__Task data__.
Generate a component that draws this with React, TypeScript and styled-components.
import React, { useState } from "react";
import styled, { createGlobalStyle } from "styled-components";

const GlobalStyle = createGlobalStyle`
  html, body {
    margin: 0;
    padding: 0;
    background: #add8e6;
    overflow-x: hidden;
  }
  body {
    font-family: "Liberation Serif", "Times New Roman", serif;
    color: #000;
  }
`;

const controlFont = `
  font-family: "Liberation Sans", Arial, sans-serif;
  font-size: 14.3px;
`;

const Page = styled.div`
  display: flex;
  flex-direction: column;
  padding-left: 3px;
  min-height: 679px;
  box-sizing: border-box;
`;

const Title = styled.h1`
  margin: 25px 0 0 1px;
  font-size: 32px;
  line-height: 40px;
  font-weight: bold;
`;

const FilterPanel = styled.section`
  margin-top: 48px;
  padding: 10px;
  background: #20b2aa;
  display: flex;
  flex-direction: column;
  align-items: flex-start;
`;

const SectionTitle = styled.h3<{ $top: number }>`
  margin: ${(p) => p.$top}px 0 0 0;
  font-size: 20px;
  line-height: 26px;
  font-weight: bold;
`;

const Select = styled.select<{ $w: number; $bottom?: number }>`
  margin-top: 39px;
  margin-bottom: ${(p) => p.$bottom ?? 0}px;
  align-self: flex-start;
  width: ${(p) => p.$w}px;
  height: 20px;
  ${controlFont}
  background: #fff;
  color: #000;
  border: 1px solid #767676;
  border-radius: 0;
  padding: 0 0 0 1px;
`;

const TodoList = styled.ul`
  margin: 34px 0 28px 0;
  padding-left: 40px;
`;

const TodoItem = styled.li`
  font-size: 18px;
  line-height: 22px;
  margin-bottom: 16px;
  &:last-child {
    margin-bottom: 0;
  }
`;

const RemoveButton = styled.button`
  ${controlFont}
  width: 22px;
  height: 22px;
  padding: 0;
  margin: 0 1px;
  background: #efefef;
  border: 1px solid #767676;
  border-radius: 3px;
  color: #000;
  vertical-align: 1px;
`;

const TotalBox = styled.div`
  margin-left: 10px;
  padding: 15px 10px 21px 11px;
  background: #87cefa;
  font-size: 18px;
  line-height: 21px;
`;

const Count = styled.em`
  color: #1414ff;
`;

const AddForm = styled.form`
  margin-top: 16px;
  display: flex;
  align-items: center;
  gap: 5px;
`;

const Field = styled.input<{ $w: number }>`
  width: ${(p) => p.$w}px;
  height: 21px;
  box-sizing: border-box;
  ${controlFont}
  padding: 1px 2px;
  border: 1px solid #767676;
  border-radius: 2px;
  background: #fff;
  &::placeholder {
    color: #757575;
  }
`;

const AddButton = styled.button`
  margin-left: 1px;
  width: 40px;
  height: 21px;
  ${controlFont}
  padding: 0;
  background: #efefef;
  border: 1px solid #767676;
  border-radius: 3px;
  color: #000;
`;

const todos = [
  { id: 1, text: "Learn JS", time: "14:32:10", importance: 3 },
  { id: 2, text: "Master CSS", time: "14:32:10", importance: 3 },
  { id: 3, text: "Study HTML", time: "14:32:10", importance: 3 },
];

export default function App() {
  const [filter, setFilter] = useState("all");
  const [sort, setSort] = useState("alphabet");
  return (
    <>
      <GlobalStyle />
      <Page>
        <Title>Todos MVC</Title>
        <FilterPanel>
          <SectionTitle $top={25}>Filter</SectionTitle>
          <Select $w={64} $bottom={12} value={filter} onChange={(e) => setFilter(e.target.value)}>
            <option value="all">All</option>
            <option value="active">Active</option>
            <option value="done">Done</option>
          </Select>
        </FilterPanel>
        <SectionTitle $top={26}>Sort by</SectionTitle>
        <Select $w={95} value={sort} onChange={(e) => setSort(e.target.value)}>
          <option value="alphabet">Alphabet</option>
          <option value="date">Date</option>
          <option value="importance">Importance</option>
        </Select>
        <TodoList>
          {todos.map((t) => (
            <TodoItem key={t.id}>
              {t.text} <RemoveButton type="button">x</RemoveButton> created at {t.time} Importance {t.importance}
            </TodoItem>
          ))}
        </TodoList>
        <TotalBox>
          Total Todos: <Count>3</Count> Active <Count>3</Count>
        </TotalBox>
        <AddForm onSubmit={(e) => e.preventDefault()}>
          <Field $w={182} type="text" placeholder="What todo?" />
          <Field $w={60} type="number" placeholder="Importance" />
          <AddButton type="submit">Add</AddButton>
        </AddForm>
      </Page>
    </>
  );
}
==
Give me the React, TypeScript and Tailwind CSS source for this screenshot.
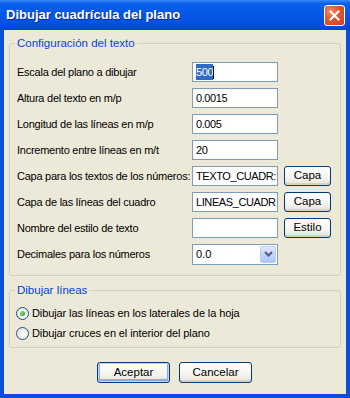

__The problem__.
Read through the lines above and collect those that contain the string "React".

__Task solution__.
Generate a component that draws this with React, TypeScript and styled-components.
import React, { useState } from "react";
Give me the React, TypeScript and Tailwind CSS source for this screenshot.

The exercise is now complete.